**What you have to do**
Report all lines holding "that".
:: Task input ::
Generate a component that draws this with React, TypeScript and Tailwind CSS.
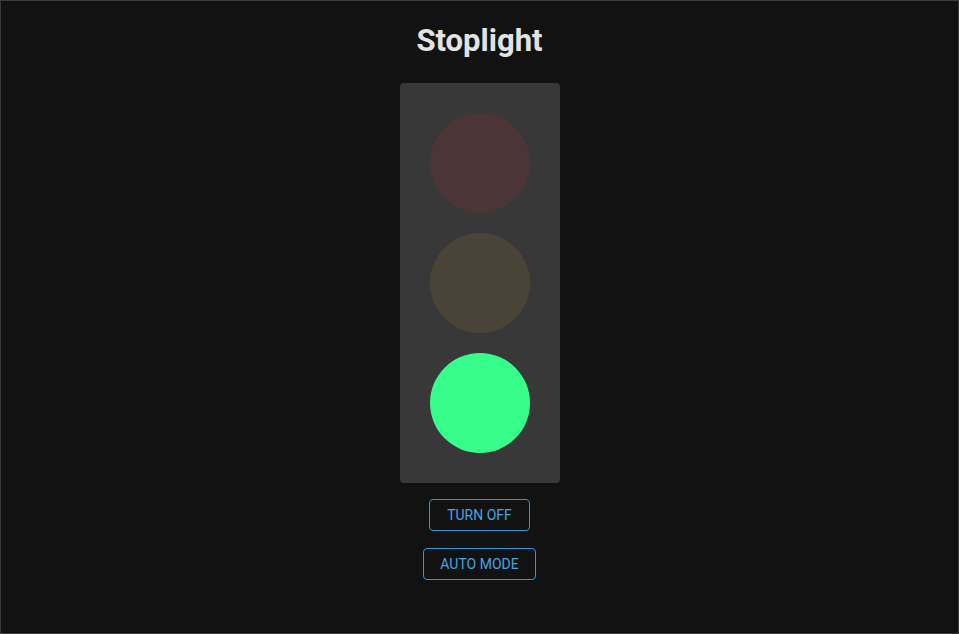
import { useState } from "react";

const lights = [
  { name: "red", on: "bg-[#ff3b3b]", off: "bg-[#4b3536]" },
  { name: "yellow", on: "bg-[#ffd23b]", off: "bg-[#4a4438]" },
  { name: "green", on: "bg-[#37fd8b]", off: "bg-[#374a3e]" },
];

export default function App() {
  const [active, setActive] = useState("green");
  const [power, setPower] = useState(true);

  return (
    <div className="min-h-screen bg-[#121212] border border-[#3a3a3a] flex flex-col items-center font-['Roboto',sans-serif]">
      <h1 className="mt-[21px] text-[31px] leading-[37px] font-bold text-[#e3e3e3]">Stoplight</h1>
      <div className="mt-[24px] w-[160px] bg-[#383838] rounded-[4px] flex flex-col items-center gap-[20px] py-[30px]">
        {lights.map((l) => (
          <button
            key={l.name}
            onClick={() => setActive(l.name)}
            className={`w-[100px] h-[100px] rounded-full ${power && active === l.name ? l.on : l.off}`}
          />
        ))}
      </div>
      <button
        onClick={() => setPower(!power)}
        className="mt-[16px] h-[32px] px-[17.5px] rounded-[4px] border border-[#2c97d6] text-[#42a6e2] text-[14px] font-normal uppercase"
      >
        Turn off
      </button>
      <button className="mt-[17px] h-[32px] px-[16.5px] rounded-[4px] border border-[#2c97d6] text-[#42a6e2] text-[14px] font-normal uppercase">
        Auto mode
      </button>
    </div>
  );
}
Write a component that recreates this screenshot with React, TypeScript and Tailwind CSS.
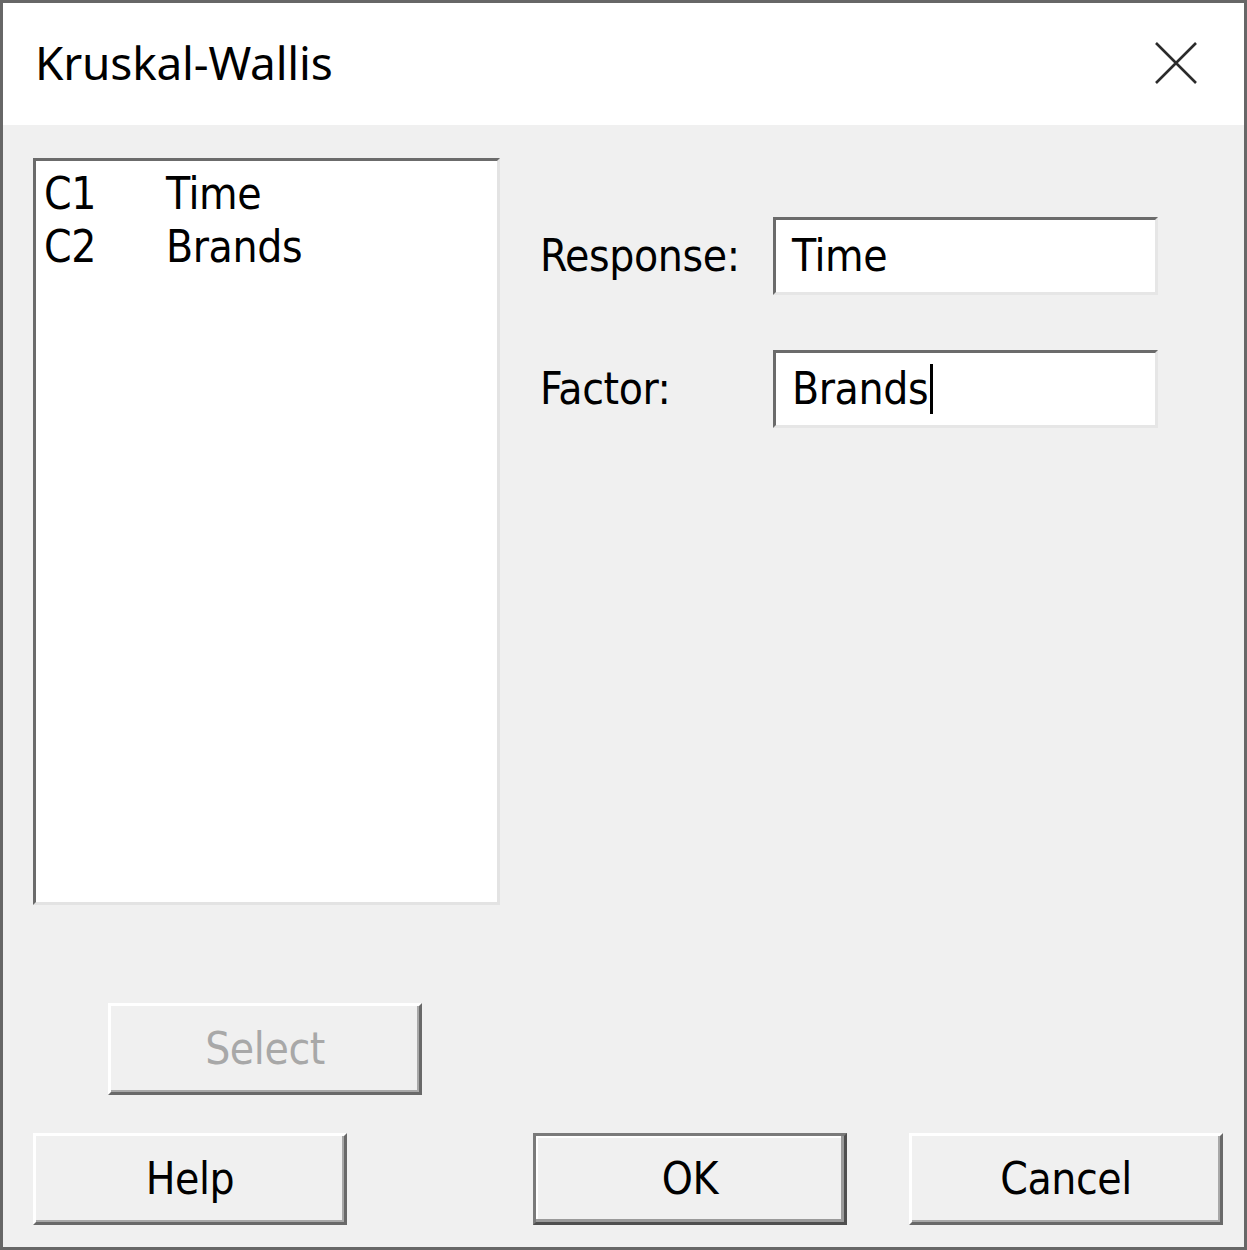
import type { ReactNode } from "react";

const TAHOMA = "font-['DejaVu_Sans','Liberation_Sans',sans-serif] [font-stretch:condensed] tracking-[-0.4px]";

function Button({
  children,
  primary = false,
  disabled = false,
  className = "",
}: {
  children: ReactNode;
  primary?: boolean;
  disabled?: boolean;
  className?: string;
}) {
  return (
    <button
      type="button"
      className={
        "flex h-[92px] w-[314px] items-center justify-center bg-[#f0f0f0] text-[44px] leading-none " +
        TAHOMA +
        " " +
        (primary
          ? "border-[3px] border-t-[#7a7a7a] border-l-[#7a7a7a] border-r-[#4f4f4f] border-b-[#4f4f4f] shadow-[inset_-3px_-3px_0_#9a9a9a,inset_2px_2px_0_#ffffff]"
          : "border-[3px] border-t-white border-l-white border-r-[#696969] border-b-[#696969] shadow-[inset_-2px_-2px_0_#a8a8a8]") +
        (disabled ? " text-[#a8a8a8]" : " text-black") +
        " " +
        className
      }
    >
      {children}
    </button>
  );
}

function Field({ value, caret = false }: { value: string; caret?: boolean }) {
  return (
    <div className="flex h-[78px] w-[385px] items-center border-[3px] border-t-[#6b6b6b] border-l-[#6b6b6b] border-r-[#e6e6e6] border-b-[#e6e6e6] bg-white pl-[16px]">
      <span className={"text-[44px] leading-none text-black " + TAHOMA}>{value}</span>
      {caret && <span className="ml-[2px] h-[50px] w-[3px] bg-black" />}
    </div>
  );
}

export default function App() {
  return (
    <div className="flex h-[1250px] w-[1247px] flex-col border-[3px] border-[#676767] bg-[#f0f0f0]">
      {/* title bar */}
      <div className="flex h-[122px] items-start justify-between bg-white pl-[32px] pr-[47px]">
        <h1 className="mt-[36px] font-['Noto_Sans',sans-serif] text-[46px] leading-none tracking-[-0.2px] text-black">
          Kruskal-Wallis
        </h1>
        <svg className="mt-[39px]" width="42" height="42" viewBox="0 0 42 42">
          <path d="M1 1 L41 41 M41 1 L1 41" stroke="#2b2b2b" strokeWidth="2.6" fill="none" />
        </svg>
      </div>

      {/* body */}
      <div className="flex flex-1 flex-col pl-[30px] pt-[33px]">
        <div className="flex">
          <div className="h-[747px] w-[467px] border-[3px] border-t-[#6b6b6b] border-l-[#6b6b6b] border-r-[#e3e3e3] border-b-[#e3e3e3] bg-white px-[8px] pt-[6px]">
            {[
              ["C1", "Time"],
              ["C2", "Brands"],
            ].map(([c, name]) => (
              <div key={c} className={"flex h-[53px] items-center text-[44px] leading-none text-black " + TAHOMA}>
                <span className="w-[122px]">{c}</span>
                <span>{name}</span>
              </div>
            ))}
          </div>

          <div className="ml-[40px] mt-[59px] flex flex-col gap-[55px]">
            <div className="flex items-center">
              <span className={"w-[233px] text-[44px] leading-none text-black " + TAHOMA}>Response:</span>
              <Field value="Time" />
            </div>
            <div className="flex items-center">
              <span className={"w-[233px] text-[44px] leading-none text-black " + TAHOMA}>Factor:</span>
              <Field value="Brands" caret />
            </div>
          </div>
        </div>

        <div className="ml-[75px] mt-[98px]">
          <Button disabled className="w-[313px]">
            Select
          </Button>
        </div>

        <div className="mt-[38px] flex">
          <Button>Help</Button>
          <Button primary className="ml-[186px]">
            OK
          </Button>
          <Button className="ml-[62px]">Cancel</Button>
        </div>
      </div>
    </div>
  );
}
:::
**Exercise answer**
Generate a component that draws this with React, TypeScript and Tailwind CSS.
Write a component that recreates this screenshot with React, TypeScript and Tailwind CSS.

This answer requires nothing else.